## TASK DIRECTIONS
Say how many lines of the listing below contain "file", giving the number and nothing else.

## GIVEN INFORMATION

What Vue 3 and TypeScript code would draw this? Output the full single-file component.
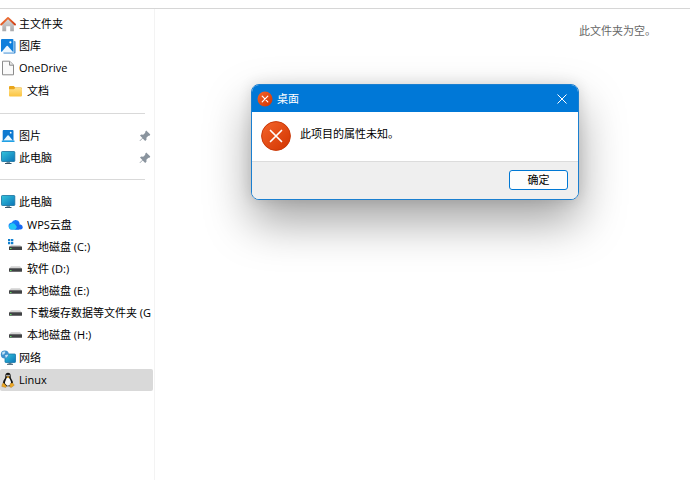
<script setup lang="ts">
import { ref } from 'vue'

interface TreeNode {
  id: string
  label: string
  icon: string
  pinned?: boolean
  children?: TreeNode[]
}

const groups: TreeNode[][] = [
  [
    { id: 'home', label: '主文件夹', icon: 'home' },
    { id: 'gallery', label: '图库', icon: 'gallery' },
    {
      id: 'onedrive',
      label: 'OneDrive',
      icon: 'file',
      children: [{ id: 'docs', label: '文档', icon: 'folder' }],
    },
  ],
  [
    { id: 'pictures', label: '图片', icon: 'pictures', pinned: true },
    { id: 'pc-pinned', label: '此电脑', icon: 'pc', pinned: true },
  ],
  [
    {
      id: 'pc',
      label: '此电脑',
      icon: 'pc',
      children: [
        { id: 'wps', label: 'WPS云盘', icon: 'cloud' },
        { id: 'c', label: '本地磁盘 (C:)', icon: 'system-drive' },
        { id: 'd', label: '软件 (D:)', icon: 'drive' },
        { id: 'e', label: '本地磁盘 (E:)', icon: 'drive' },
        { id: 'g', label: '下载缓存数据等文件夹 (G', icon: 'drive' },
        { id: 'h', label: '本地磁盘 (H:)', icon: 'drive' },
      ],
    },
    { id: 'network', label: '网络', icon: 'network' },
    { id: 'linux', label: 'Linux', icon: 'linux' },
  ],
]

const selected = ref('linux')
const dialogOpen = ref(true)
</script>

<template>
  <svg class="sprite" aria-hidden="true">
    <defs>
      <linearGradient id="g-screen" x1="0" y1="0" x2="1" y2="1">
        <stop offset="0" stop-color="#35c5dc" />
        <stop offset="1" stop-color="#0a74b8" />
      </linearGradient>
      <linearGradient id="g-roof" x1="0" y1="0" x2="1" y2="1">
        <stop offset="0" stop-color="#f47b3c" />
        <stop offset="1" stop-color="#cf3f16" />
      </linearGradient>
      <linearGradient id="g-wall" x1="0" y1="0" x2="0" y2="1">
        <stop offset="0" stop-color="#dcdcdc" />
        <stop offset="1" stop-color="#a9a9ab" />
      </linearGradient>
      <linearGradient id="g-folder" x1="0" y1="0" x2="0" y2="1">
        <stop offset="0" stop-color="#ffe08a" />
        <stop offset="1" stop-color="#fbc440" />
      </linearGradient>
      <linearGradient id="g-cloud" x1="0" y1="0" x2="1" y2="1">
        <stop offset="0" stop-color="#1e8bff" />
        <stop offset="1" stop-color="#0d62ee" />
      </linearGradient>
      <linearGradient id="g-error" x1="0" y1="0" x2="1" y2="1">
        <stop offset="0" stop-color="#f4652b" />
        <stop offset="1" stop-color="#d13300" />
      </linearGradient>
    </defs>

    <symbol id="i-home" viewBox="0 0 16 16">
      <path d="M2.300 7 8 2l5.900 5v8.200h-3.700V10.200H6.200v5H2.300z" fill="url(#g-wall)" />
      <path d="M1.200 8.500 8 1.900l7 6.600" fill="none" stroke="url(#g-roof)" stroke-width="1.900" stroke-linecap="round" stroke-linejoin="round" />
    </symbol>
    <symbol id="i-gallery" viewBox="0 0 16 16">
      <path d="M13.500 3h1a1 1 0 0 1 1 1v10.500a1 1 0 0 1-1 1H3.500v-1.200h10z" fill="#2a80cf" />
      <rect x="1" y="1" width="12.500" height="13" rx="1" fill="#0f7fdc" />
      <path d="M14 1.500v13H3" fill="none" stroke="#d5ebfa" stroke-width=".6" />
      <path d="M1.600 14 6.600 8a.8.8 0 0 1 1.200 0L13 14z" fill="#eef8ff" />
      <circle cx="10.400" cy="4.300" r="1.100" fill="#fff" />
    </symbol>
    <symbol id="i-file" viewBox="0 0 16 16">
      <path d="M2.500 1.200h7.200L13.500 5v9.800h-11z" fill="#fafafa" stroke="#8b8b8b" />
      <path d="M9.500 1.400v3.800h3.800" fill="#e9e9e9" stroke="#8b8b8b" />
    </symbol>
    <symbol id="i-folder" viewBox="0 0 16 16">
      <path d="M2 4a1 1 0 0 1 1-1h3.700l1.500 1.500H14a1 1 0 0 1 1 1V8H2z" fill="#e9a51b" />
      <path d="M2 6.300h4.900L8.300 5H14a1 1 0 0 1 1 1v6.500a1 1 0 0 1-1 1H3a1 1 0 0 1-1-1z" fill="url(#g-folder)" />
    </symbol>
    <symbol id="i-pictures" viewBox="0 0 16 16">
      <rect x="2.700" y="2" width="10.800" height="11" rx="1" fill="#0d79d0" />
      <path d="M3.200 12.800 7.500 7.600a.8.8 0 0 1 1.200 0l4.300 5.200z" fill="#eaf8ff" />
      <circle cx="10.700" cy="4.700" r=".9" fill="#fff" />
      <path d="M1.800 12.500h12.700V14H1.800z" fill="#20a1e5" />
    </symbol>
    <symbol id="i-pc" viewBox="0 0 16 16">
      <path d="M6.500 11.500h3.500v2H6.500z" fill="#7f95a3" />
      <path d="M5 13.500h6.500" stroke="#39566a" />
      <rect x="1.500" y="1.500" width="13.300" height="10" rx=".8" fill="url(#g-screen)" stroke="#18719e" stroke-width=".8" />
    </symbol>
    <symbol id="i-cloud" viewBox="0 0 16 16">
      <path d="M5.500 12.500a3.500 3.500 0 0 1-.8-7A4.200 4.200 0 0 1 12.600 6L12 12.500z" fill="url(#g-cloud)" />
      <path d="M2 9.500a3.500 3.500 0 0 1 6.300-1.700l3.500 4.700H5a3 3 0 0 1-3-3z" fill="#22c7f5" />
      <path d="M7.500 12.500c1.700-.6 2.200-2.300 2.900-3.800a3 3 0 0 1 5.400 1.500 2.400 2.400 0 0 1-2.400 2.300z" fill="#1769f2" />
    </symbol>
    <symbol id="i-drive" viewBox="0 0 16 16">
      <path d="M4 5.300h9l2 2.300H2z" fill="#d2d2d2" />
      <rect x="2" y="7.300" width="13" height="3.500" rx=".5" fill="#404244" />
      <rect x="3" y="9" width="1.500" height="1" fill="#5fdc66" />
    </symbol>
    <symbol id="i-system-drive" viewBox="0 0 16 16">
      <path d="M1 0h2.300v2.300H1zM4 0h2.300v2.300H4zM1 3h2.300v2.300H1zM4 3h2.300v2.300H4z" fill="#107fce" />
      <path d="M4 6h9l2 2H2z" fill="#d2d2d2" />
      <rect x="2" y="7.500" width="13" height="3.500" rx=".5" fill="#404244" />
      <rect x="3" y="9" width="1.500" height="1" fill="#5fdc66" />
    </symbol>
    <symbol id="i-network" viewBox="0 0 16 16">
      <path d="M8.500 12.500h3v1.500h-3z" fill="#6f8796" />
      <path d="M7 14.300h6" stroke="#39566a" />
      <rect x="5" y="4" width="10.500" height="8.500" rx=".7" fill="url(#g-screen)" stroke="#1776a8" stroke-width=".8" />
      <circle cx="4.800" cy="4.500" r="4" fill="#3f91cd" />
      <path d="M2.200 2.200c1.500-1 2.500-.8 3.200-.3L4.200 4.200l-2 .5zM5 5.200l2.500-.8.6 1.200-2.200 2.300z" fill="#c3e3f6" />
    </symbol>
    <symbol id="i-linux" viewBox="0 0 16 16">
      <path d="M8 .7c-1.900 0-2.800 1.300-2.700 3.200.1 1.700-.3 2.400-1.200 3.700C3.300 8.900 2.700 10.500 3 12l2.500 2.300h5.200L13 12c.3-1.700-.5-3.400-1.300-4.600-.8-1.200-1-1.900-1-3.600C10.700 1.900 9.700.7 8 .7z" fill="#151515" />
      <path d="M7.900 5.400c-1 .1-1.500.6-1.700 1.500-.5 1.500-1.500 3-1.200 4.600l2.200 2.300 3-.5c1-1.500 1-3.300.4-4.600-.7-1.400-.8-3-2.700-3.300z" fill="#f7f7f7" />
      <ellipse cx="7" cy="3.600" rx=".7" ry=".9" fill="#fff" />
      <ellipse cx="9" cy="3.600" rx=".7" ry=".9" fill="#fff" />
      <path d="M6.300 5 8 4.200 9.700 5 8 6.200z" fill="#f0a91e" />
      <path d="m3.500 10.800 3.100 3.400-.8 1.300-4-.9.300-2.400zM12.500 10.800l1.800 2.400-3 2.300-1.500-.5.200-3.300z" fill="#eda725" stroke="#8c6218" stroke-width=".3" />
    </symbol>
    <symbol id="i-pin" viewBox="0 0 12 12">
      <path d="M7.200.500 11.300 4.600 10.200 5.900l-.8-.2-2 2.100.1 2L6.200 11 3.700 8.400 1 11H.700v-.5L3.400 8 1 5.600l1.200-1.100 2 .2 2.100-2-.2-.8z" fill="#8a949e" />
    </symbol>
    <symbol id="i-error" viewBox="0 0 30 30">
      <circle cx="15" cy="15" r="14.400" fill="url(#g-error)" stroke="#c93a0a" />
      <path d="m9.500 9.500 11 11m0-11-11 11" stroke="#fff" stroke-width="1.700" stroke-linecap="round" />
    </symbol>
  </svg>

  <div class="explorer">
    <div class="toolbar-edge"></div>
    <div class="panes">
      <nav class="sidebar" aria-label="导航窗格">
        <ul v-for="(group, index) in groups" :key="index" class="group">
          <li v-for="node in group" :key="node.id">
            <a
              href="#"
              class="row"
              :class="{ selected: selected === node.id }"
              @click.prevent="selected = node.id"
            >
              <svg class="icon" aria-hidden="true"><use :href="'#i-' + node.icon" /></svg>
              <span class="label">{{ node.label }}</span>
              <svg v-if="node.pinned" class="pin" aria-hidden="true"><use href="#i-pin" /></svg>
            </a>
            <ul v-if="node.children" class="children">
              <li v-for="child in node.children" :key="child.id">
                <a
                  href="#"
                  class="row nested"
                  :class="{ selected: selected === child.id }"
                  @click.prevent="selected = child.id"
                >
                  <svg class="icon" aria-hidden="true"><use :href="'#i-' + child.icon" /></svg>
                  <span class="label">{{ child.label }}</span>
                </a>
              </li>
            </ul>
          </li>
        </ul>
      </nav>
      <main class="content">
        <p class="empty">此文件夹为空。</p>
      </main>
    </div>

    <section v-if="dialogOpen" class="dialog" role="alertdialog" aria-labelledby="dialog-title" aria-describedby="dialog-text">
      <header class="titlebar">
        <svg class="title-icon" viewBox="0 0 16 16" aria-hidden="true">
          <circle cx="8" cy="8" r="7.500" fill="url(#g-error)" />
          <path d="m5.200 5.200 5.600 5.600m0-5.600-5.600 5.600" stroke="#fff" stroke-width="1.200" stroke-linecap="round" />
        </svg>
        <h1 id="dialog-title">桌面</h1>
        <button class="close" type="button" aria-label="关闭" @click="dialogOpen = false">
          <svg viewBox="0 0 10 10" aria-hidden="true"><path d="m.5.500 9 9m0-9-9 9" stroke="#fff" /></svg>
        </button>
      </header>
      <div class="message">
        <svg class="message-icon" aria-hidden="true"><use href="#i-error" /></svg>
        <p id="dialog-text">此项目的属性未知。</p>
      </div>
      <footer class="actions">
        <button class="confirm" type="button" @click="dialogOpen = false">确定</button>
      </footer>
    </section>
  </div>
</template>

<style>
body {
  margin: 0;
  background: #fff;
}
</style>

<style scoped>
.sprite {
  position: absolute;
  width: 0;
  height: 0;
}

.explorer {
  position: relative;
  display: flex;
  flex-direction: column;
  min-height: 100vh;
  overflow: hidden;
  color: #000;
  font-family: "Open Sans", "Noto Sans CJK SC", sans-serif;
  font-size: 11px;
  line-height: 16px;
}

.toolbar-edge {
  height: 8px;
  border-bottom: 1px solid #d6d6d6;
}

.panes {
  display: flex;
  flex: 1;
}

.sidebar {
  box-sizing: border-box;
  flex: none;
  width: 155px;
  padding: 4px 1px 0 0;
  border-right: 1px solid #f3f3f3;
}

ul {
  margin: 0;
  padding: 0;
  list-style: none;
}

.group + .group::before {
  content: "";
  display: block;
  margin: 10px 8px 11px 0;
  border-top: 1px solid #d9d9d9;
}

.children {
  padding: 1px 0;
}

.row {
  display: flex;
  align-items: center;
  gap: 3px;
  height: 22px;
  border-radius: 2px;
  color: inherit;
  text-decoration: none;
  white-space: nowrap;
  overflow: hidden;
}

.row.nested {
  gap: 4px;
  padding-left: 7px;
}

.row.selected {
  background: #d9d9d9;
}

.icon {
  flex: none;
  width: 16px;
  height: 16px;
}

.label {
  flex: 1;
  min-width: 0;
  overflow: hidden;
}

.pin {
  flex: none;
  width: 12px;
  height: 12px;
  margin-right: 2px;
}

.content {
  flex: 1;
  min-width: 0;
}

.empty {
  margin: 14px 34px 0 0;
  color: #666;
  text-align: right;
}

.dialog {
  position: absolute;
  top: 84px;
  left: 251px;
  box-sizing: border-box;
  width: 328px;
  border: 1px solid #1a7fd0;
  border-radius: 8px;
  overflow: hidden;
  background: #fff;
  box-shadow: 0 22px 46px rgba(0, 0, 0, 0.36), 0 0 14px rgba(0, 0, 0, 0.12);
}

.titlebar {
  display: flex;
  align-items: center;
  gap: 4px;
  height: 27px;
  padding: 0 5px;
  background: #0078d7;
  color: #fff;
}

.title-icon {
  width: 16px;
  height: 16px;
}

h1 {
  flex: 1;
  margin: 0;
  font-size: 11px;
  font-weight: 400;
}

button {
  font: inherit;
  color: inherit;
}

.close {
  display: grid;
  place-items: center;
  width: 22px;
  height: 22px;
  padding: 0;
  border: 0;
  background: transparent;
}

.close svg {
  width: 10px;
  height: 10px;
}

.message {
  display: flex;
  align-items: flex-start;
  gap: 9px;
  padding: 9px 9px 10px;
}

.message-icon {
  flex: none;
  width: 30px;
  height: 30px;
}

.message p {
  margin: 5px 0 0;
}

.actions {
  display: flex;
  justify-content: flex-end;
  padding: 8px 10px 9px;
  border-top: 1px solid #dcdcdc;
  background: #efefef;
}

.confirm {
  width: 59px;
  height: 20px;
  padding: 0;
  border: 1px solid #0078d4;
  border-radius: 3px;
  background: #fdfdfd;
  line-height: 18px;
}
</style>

## THE RESULT
3